Kreasi campuran masakan Tionghoa dan masakan local bukan hanya beruupa macam macam kue, namun juga menghasilkan kreativitas beragam lauk pauk yang sangat kaya ragamnya, seperti misalnya: Garang Asem, Rawon, Soto, Pindang Bandeng dll. Salah satu puncak kreasi ini adalah Lontong Cap Go Meh. Yakni lontong yang disajikan dengan beragam lauk, biasanya adalah: lodeh rebung atau kadang juga dengan sajian lodeh manisa, opor ayam, bubuk serundeng, bumbu kacang hijau, bumbu urap, telor masak petis dan lain lain. Pokoknya sedap sekali deh! Seperti Namanya, Lontong Cap Go Meh ini dihidangkan sekitar hari ke-15 setelah perayaan Tahun Baru Imlek.
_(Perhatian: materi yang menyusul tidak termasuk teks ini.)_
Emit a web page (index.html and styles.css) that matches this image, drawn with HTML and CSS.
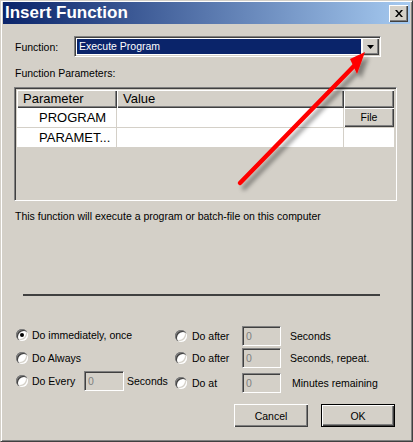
FILE: index.html
```html
<!DOCTYPE html>
<html lang="en">
<head>
  <meta charset="UTF-8">
  <meta name="viewport" content="width=device-width,initial-scale=1.0">
  <title>Insert Function</title>
  <link rel="stylesheet" href="styles.css">
</head>
<body>
  <div class="window">
    <!-- title bar -->
    <div class="titlebar">
      <span class="title">Insert Function</span>
      <span class="close-btn">
        <svg width="8" height="7" viewBox="0 0 8 7"><path d="M0 0h2l2 2.5L6 0h2L5 3.5 8 7H6L4 4.5 2 7H0l3-3.5z" fill="#000"/></svg>
      </span>
    </div>

    <div class="content">
      <div class="field-row">
        <span class="field-label">Function:</span>
        <div class="combo">
          <div class="combo-value">Execute Program</div>
          <div class="combo-btn">
            <svg width="7" height="4" viewBox="0 0 7 4"><path d="M0 0h7L3.5 4z" fill="#000"/></svg>
          </div>
        </div>
      </div>

      <div class="section-label">Function Parameters:</div>

      <div class="param-grid">
        <div class="grid-head">Parameter</div>
        <div class="grid-head">Value</div>
        <div class="grid-head"></div>
        <div class="grid-cell name">PROGRAM</div>
        <div class="grid-cell"></div>
        <div class="grid-cell last"><span class="file-btn">File</span></div>
        <div class="grid-cell name">PARAMET...</div>
        <div class="grid-cell"></div>
        <div class="grid-cell last"></div>
      </div>

      <p class="description">This function will execute a program or batch-file on this computer</p>

      <div class="separator"></div>

      <!-- when to run -->
      <div class="options">
        <div class="opt-col left">
          <div class="opt"><span class="radio checked"></span><span>Do immediately, once</span></div>
          <div class="opt"><span class="radio"></span><span>Do Always</span></div>
          <div class="opt"><span class="radio"></span><span class="opt-label short">Do Every</span><span class="num">0</span><span class="unit">Seconds</span></div>
        </div>
        <div class="opt-col right">
          <div class="opt"><span class="radio"></span><span class="opt-label">Do after</span><span class="num">0</span><span class="unit">Seconds</span></div>
          <div class="opt"><span class="radio"></span><span class="opt-label">Do after</span><span class="num">0</span><span class="unit">Seconds, repeat.</span></div>
          <div class="opt"><span class="radio"></span><span class="opt-label">Do at</span><span class="num">0</span><span class="unit wide">Minutes remaining</span></div>
        </div>
      </div>

      <div class="actions">
        <button class="btn">Cancel</button>
        <button class="btn default">OK</button>
      </div>
    </div>

    <!-- red pointer drawn over the dialog -->
    <svg class="pointer-arrow" width="413" height="442" viewBox="0 0 413 442">
      <defs>
        <filter id="shade" x="-20%" y="-20%" width="140%" height="140%">
          <feDropShadow dx="4" dy="5" stdDeviation="2" flood-color="#000" flood-opacity="0.4"/>
        </filter>
      </defs>
      <g filter="url(#shade)">
        <line x1="240" y1="183" x2="354" y2="66" stroke="#ff0000" stroke-width="4.5" stroke-linecap="round"/>
        <path d="M365 52L350 59L357 74z" fill="#ff0000"/>
      </g>
    </svg>
  </div>
</body>
</html>
```

FILE: styles.css
```css
* {
  box-sizing: border-box;
}

body {
  margin: 0;
  background: #d4d0c8;
  font-family: 'Liberation Sans', Arial, sans-serif;
  font-size: 10.5px;
  color: #000;
}

.window {
  position: relative;
  width: 413px;
  height: 442px;
  background: #d4d0c8;
  border: 1px solid;
  border-color: #d4d0c8 #404040 #404040 #d4d0c8;
  box-shadow: inset 1px 1px #fff, inset -1px -1px #808080;
  padding: 1px 2px 2px;
}

.titlebar {
  height: 22px;
  display: flex;
  align-items: center;
  justify-content: space-between;
  padding: 0 2px;
  background: linear-gradient(to right, #0a246a, #a6caf0);
}
.title {
  color: #fff;
  font-weight: bold;
  font-size: 17px;
}
.close-btn {
  width: 19px;
  height: 17px;
  display: flex;
  align-items: center;
  justify-content: center;
  background: #d4d0c8;
  box-shadow: inset 1px 1px #fff, inset -1px -1px #404040, inset -2px -2px #808080;
}

.content {
  padding: 12px 15px 0 12px;
}

.field-row {
  display: flex;
  align-items: center;
  height: 21px;
}
.field-label {
  width: 59px;
}
.combo {
  width: 307px;
  height: 21px;
  display: flex;
  padding: 1px;
  background: #fff;
  border: 1px solid;
  border-color: #808080 #fff #fff #808080;
  box-shadow: inset 1px 1px #404040, inset -1px -1px #d4d0c8;
}
.combo-value {
  flex: 1;
  margin: 1px;
  padding-left: 2px;
  background: #0a246a;
  color: #fff;
  line-height: 15px;
}
.combo-btn {
  width: 17px;
  display: flex;
  align-items: center;
  justify-content: center;
  background: #d4d0c8;
  box-shadow: inset 1px 1px #fff, inset -1px -1px #404040, inset -2px -2px #808080;
}

.section-label {
  margin-top: 10px;
  line-height: 13px;
}

.param-grid {
  margin: 7px 0 0 -1px;
  width: 383px;
  height: 114px;
  display: grid;
  grid-template-columns: 100px 227px 50px;
  grid-template-rows: 18px 20px 20px;
  align-content: start;
  padding: 2px;
  border: 1px solid;
  border-color: #808080 #fff #fff #808080;
  box-shadow: inset 1px 1px #404040, inset -1px -1px #d4d0c8;
  font-size: 13px;
}
.grid-head {
  padding-left: 6px;
  line-height: 17px;
  background: #d4d0c8;
  box-shadow: inset 1px 1px #fff, inset -1px -1px #404040, inset -2px -2px #808080;
}
.grid-cell {
  background: #fff;
  border-right: 1px solid #d4d0c8;
  border-bottom: 1px solid #d4d0c8;
  line-height: 19px;
}
.grid-cell.name {
  padding-left: 22px;
}
.grid-cell.last {
  border-right: 0;
}
.file-btn {
  display: block;
  height: 100%;
  text-align: center;
  font-size: 10.5px;
  background: #d4d0c8;
  box-shadow: inset 1px 1px #fff, inset -1px -1px #404040, inset -2px -2px #808080;
}

.description {
  margin: 9px 0 0;
  line-height: 13px;
}

.separator {
  margin: 71px 0 0 8px;
  width: 357px;
  height: 2px;
  background: #404040;
}

.options {
  display: flex;
  margin-top: 27px;
}
.opt-col.left {
  width: 160px;
}
.opt-col.right {
  padding-top: 3px;
}
.opt {
  display: flex;
  align-items: center;
  height: 23px;
  white-space: nowrap;
}
.opt-col.right .opt {
  height: 20px;
}
.opt-col.right .opt + .opt {
  margin-top: 2px;
}
.opt-col.right .opt:last-child {
  margin-top: 5px;
}

.radio {
  flex: none;
  width: 12px;
  height: 12px;
  margin: 0 4px 0 1px;
  border-radius: 50%;
  background: #fff;
  display: flex;
  align-items: center;
  justify-content: center;
  box-shadow: inset 1px 1px #808080, inset 2px 2px #404040, inset -1px -1px #fff, inset -2px -2px #d4d0c8;
}
.opt-col.right .radio {
  margin: 0 5px 0 0;
}
.radio.checked::after {
  content: '';
  width: 4px;
  height: 4px;
  border-radius: 50%;
  background: #000;
}

.opt-label {
  width: 50px;
}
.opt-label.short {
  width: 52px;
}
.num {
  width: 39px;
  height: 20px;
  padding-left: 3px;
  line-height: 18px;
  color: #808080;
  background: #d4d0c8;
  border: 1px solid;
  border-color: #808080 #fff #fff #808080;
  box-shadow: inset 1px 1px #404040, inset -1px -1px #d4d0c8;
}
.opt-col.left .num {
  width: 40px;
}
.unit {
  margin-left: 9px;
}
.opt-col.left .unit {
  margin-left: 3px;
}
.unit.wide {
  margin-left: 11px;
}

.actions {
  display: flex;
  justify-content: flex-end;
  gap: 13px;
  margin-top: 11px;
}
.btn {
  width: 74px;
  height: 23px;
  padding: 0;
  border: 0;
  font-family: inherit;
  font-size: 10.5px;
  color: #000;
  background: #d4d0c8;
  box-shadow: inset 1px 1px #fff, inset -1px -1px #404040, inset -2px -2px #808080;
}
.btn.default {
  border: 1px solid #000;
}

.pointer-arrow {
  position: absolute;
  top: -1px;
  left: -1px;
  pointer-events: none;
}
```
Masakan Nyonya ini termasuk kreativitas budaya “Tionghoa Baba”, yakni Perkawinan campuran orang tionghoa dengan orang melayu. Kaum Tionghoa Baba ini tersebar mendiami daerah Jawa, Sumatera, Malaysia, Singapore. Di Jakarta kini ada beberapa Restoran Nyonya eksklusif yang mahal namun laris pengunjung.

Sebagai anak kecil usia 3-4 tahun Roy hampir setiap hari memanggil Ibu Penjaja Kue Tenong. Kami anak anak yang lain ikut senang karena bisa ikut memilih dan dibelikan kue. Suatu kali maminya menegur: “Roy, jangan panggil penjaja kue tiap hari, tempo-tempo (= kadang-kadang) saja.”

Dasar anak kecil yang gemar makan, Roy dengan polos menyahut: “Yo wes Mi, tapi tempo-tempo itu makanan apa, Mi?”